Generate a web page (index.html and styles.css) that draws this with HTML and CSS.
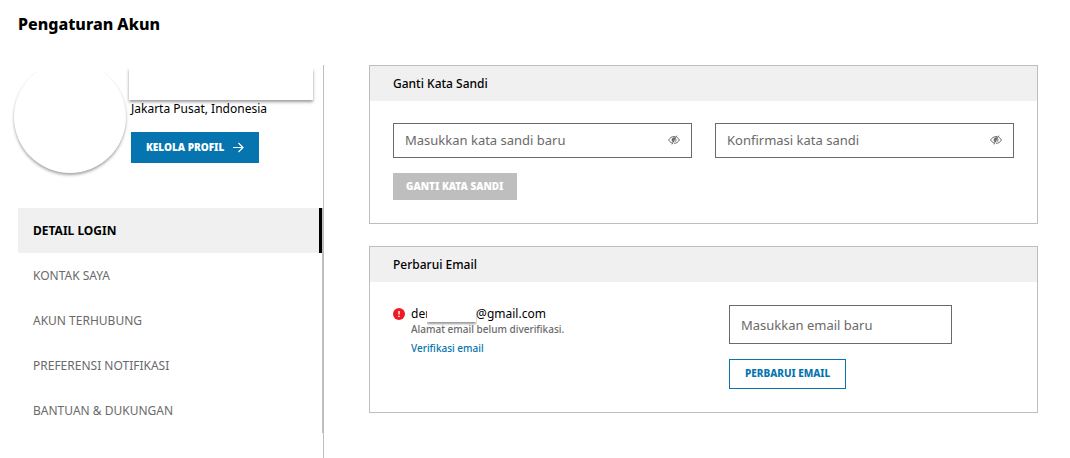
FILE: index.html
```html
<!DOCTYPE html>
<html lang="id">
<head>
    <meta charset="UTF-8">
    <meta name="viewport" content="width=device-width, initial-scale=1.0">
    <title>Pengaturan Akun</title>
    <link rel="stylesheet" href="styles.css">
</head>
<body>
    <h1 class="page-title">Pengaturan Akun</h1>

    <div class="layout">
        <aside class="sidebar">
            <div class="profile">
                <div class="avatar"></div>
                <div class="profile-info">
                    <div class="profile-name"></div>
                    <div class="profile-location">Jakarta Pusat, Indonesia</div>
                    <a class="button button-primary" href="#">
                        KELOLA PROFIL
                        <svg class="arrow" viewBox="0 0 12 12" aria-hidden="true">
                            <path d="M1 6.5h10M6.5 2L11 6.5 6.5 11"/>
                        </svg>
                    </a>
                </div>
            </div>

            <nav class="menu">
                <a class="menu-item active" href="#">DETAIL LOGIN</a>
                <a class="menu-item" href="#">KONTAK SAYA</a>
                <a class="menu-item" href="#">AKUN TERHUBUNG</a>
                <a class="menu-item" href="#">PREFERENSI NOTIFIKASI</a>
                <a class="menu-item" href="#">BANTUAN &amp; DUKUNGAN</a>
            </nav>
        </aside>

        <main class="content">
            <section class="card">
                <h2 class="card-title">Ganti Kata Sandi</h2>
                <form class="card-body">
                    <div class="password-row">
                        <div class="field">
                            <input class="field-input" type="password" placeholder="Masukkan kata sandi baru" aria-label="Masukkan kata sandi baru">
                            <button class="eye-button" type="button" aria-label="Tampilkan kata sandi">
                                <svg class="eye" viewBox="0 0 12 10" aria-hidden="true">
                                    <path d="M4.4 8.2C2.6 7.5 1.2 6.2.6 5 1.7 3 3.7 1.6 6 1.6c.6 0 1.1.1 1.6.2M9 2.4c1.1.6 1.9 1.5 2.4 2.6C10.3 7 8.3 8.4 6.2 8.4M8.9.6L3.9 9.4M7.8 4c.5 1.3 0 2.4-1.1 2.9"/>
                                    <path class="eye-fill" d="M7.6 2.6L5 7.2C3.3 6.3 3.1 4.3 4.5 3.1c.9-.8 2.1-.9 3.1-.5z"/>
                                </svg>
                            </button>
                        </div>
                        <div class="field">
                            <input class="field-input" type="password" placeholder="Konfirmasi kata sandi" aria-label="Konfirmasi kata sandi">
                            <button class="eye-button" type="button" aria-label="Tampilkan kata sandi">
                                <svg class="eye" viewBox="0 0 12 10" aria-hidden="true">
                                    <path d="M4.4 8.2C2.6 7.5 1.2 6.2.6 5 1.7 3 3.7 1.6 6 1.6c.6 0 1.1.1 1.6.2M9 2.4c1.1.6 1.9 1.5 2.4 2.6C10.3 7 8.3 8.4 6.2 8.4M8.9.6L3.9 9.4M7.8 4c.5 1.3 0 2.4-1.1 2.9"/>
                                    <path class="eye-fill" d="M7.6 2.6L5 7.2C3.3 6.3 3.1 4.3 4.5 3.1c.9-.8 2.1-.9 3.1-.5z"/>
                                </svg>
                            </button>
                        </div>
                    </div>
                    <button class="button button-disabled" type="submit" disabled>GANTI KATA SANDI</button>
                </form>
            </section>

            <section class="card">
                <h2 class="card-title">Perbarui Email</h2>
                <div class="card-body email-row">
                    <div class="email-status">
                        <svg class="alert" viewBox="0 0 12 12" aria-hidden="true">
                            <circle cx="6" cy="6" r="6" fill="#ed1c24"/>
                            <path d="M6 3v3.6M6 7.8v1.2" stroke="#fff" stroke-width="1.4"/>
                        </svg>
                        <div>
                            <div class="email-address">der<span class="email-mask"></span>@gmail.com</div>
                            <div class="email-note">Alamat email belum diverifikasi.</div>
                            <a class="email-link" href="#">Verifikasi email</a>
                        </div>
                    </div>
                    <form class="email-form">
                        <input class="field-input email-input" type="email" placeholder="Masukkan email baru" aria-label="Masukkan email baru">
                        <button class="button button-outline" type="submit">PERBARUI EMAIL</button>
                    </form>
                </div>
            </section>
        </main>
    </div>
</body>
</html>
```
FILE: styles.css
```css
* {
    box-sizing: border-box;
}
body {
    margin: 0;
    min-height: 100vh;
    display: flex;
    flex-direction: column;
    background-color: #fff;
    color: #000;
    font-family: "Noto Sans", sans-serif;
    font-size: 12px;
}
a {
    text-decoration: none;
}
.page-title {
    margin: 0;
    padding: 13px 18px 30px;
    font-size: 16px;
    line-height: 22px;
    font-weight: 800;
}
.layout {
    flex: 1;
    display: grid;
    grid-template-columns: 306px 1fr;
    column-gap: 45px;
    padding: 0 32px 0 18px;
}

/* sidebar */
.sidebar {
    border-right: 1px solid #bebebe;
}
.profile {
    display: flex;
    gap: 3px;
    height: 143px;
}
.avatar {
    flex: none;
    width: 112px;
    height: 112px;
    margin: -4px 0 0 -4px;
    border-radius: 50%;
    background-color: #fff;
    box-shadow: 0 2px 3px rgba(0, 0, 0, 0.35);
    clip-path: inset(10px -6px -8px -6px);
}
.profile-info {
    flex: 1;
    padding: 3px 10px 0 0;
}
.profile-name {
    height: 32px;
    background-color: #fff;
    box-shadow: 0 2px 3px rgba(0, 0, 0, 0.4);
    clip-path: inset(0 -6px -8px -6px);
}
.profile-location {
    padding-left: 2px;
    margin-bottom: 15px;
    line-height: 17px;
}
.menu {
    border-right: 1px solid #bebebe;
}
.menu-item {
    display: block;
    padding: 0 15px;
    color: #6a6a6a;
    line-height: 45px;
}
.menu-item.active {
    background-color: #f0f0f0;
    border-right: 3px solid #000;
    color: #000;
    font-weight: 700;
}

/* buttons */
.button {
    display: inline-flex;
    align-items: center;
    justify-content: center;
    border: none;
    font-family: inherit;
    font-size: 10px;
    font-weight: 900;
    white-space: nowrap;
}
.button-primary {
    gap: 8px;
    height: 31px;
    margin-left: 2px;
    padding: 0 15px 2px;
    background-color: #0574af;
    color: #fff;
}
.arrow {
    width: 12px;
    height: 12px;
    fill: none;
    stroke: #fff;
    stroke-width: 1.2;
}
.button-disabled {
    height: 27px;
    padding: 0 13px 1px;
    background-color: #bebebe;
    color: #fff;
}
.button-outline {
    height: 30px;
    padding: 0 15px 2px;
    background-color: #fff;
    border: 1px solid #0574af;
    color: #0574af;
    font-weight: 800;
}

/* cards */
.content {
    display: flex;
    flex-direction: column;
    gap: 22px;
}
.card {
    border: 1px solid #bebebe;
}
.card-title {
    margin: 0;
    padding: 0 23px;
    background-color: #f0f0f0;
    font-size: 12px;
    line-height: 35px;
    font-weight: 500;
}
.card-body {
    padding: 22px 23px 23px;
}
.password-row {
    display: grid;
    grid-template-columns: 1fr 1fr;
    gap: 23px;
    margin-bottom: 15px;
}
.field {
    position: relative;
}
.field-input {
    display: block;
    width: 100%;
    height: 35px;
    padding: 0 11px 1px;
    border: 1px solid #6a6a6a;
    border-radius: 0;
    background-color: #fff;
    font-family: inherit;
    font-size: 13px;
}
.field-input::placeholder {
    color: #6a6a6a;
}
.eye-button {
    position: absolute;
    top: 0;
    right: 12px;
    height: 34px;
    padding: 0;
    border: none;
    background: none;
    display: flex;
    align-items: center;
}
.eye {
    width: 12px;
    height: 10px;
    fill: none;
    stroke: #6a6a6a;
    stroke-width: 1;
}
.eye-fill {
    fill: #6a6a6a;
    stroke: none;
}
.email-row {
    display: grid;
    grid-template-columns: 336px 1fr;
    padding-top: 23px;
}
.email-status {
    display: flex;
    gap: 6px;
}
.alert {
    flex: none;
    width: 12px;
    height: 12px;
    margin-top: 3px;
}
.email-address {
    line-height: 17px;
}
.email-mask {
    display: inline-block;
    width: 49px;
    height: 14px;
    margin-left: -3px;
    vertical-align: -4px;
    background-color: #fff;
    box-shadow: 0 2px 2px rgba(0, 0, 0, 0.4);
    clip-path: inset(0 -1px -5px 0);
}
.email-note {
    color: #6a6a6a;
    font-size: 10px;
    font-weight: 500;
    line-height: 14px;
    margin-bottom: 5px;
}
.email-link {
    display: block;
    color: #0574af;
    font-size: 10px;
    font-weight: 500;
    line-height: 14px;
}
.email-form {
    display: flex;
    flex-direction: column;
    align-items: flex-start;
    gap: 15px;
}
.email-input {
    width: 223px;
    height: 39px;
    padding-bottom: 0;
}
```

+ + + + +

**Your objective**
Check every line of the listing for the string "styles" and report how many lines have it, as a number alone.

**Output for this task**
3